Anyway…I’ve had a wine too many, Ollie is out on conference, and has been since yesterday, and I’m thoughtful. I’m pleased. I’m grateful.  I’m happy.  I’m really content with where I am right now.  I wish I was earning money, and helping to financially support this growing family of mine.  But when it really comes down to it?  I’m happy.  And they’re happy.  And we may not be the best, or the richest, or the most fantastic family in the world, but we are fucking close to it.  I have my parents and Ollie’s parents to thank, for making us the people we are.  For being there when we needed them.  For everything.  Because, truly, without the trials, the successes and the sacrifices we have come through, we’d have never been the people we are.  I’m proud of us.

Thanks…to all of you who still read me.  Who are there for me, day after day, while I struggle to become the writer I know I am.  Each of you help to shape the person I’ve become.  Each of you make a difference in my life.  I appreciate you all, for everything you are, and everything you’re willing to share.

love
Kelly xxx

I Started.

I really did! I started my novel. I think, it will probably turn into a very short novel, but it’s a start, and who knows.
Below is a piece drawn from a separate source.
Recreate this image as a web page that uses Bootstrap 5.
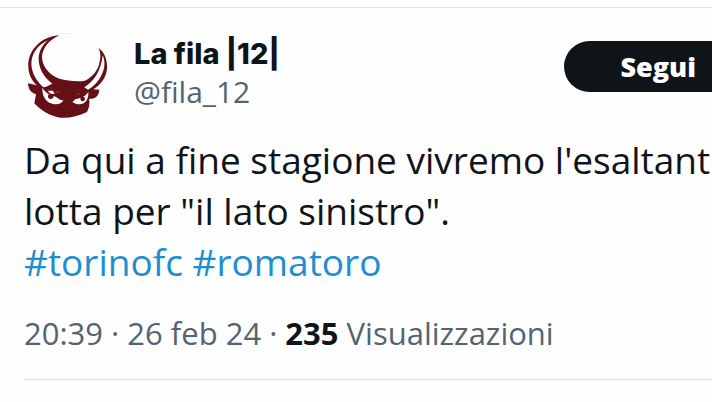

Perhaps there will be room to flesh it out.  According to my lovely little word counter, I have achieved 2% of the words I’m supposed to write.  That’s pretty good right?  Actually, it’s crap. But it’s a start, and you have to start somewhere.

I don’t have a lot to tell you about today. I wrote way more than 2% during my day of roleplaying.  Yes, yes, procrastination much?  It’s so good though. It really is.  It’s extremely good practice.  I’ll get there yet. My fingers are very used to typing now, and I can almost do it without even thinking about what I’m doing.  It unnerves the children when I am looking right at them and typing.  Aleeya said to me yesterday “can you like, stand here where I am right now and just type without even looking?” I think, if I’d said yes, she would have called me her idol. Unfortunately, I am not quite that talented.

Today, the lady who is in charge of all the website changes came around to see how we’ve done.  I tell you now, that this has been cause for much alarm for Oliver and I. We are both, masters at the procrastination you see.  I was completely drawing a blank and he was refusing to be of any help. We had no images, and therefore, nothing for -me- to do.  I finally worked it into his head, that he needed to draft up a site so we could throw it together loosely and have something to show her.  We worked on a design, which is nothing like what she’d suggested or shown us, and the colours are bland right now, because I didn’t want us to get too into it, and have her go “um. I HATE IT!”  So we left it light coloured, whites and stuff, with a temporary image just so she got the feel for it.  I have been fretting all day and threw myself head first into roleplaying so that I did not have to think about it.

She came over and we showed her, and she really liked it.  It was so good, like so wonderfully good to know that we have something now to work with AND a load of images as well, so I can actually start to put together the graphics and we can try to figure out the right colour scheme for it.  I’m so, so glad she liked it.  I told her that we should be able to mesh it together and send her the url to look at in a few weeks time. She was excited.  She said “when will it be ready?  Say, January?” And I tell you, we almost quivered and died. January? That’s still two months away. She said, it would be nice to have it up and running when the new year classes begin, around Jan 31.  Oh, the bliss. BLISS!  Not that, I plan on procrastinating of course.  *sideways glance*  But it does mean that I can still write. And you know, I will hit 50,000 words if it kills me.  It’s the start that is the most difficult right?  Well, I have overcome that. I wrote, 1251 words in less than half an hour.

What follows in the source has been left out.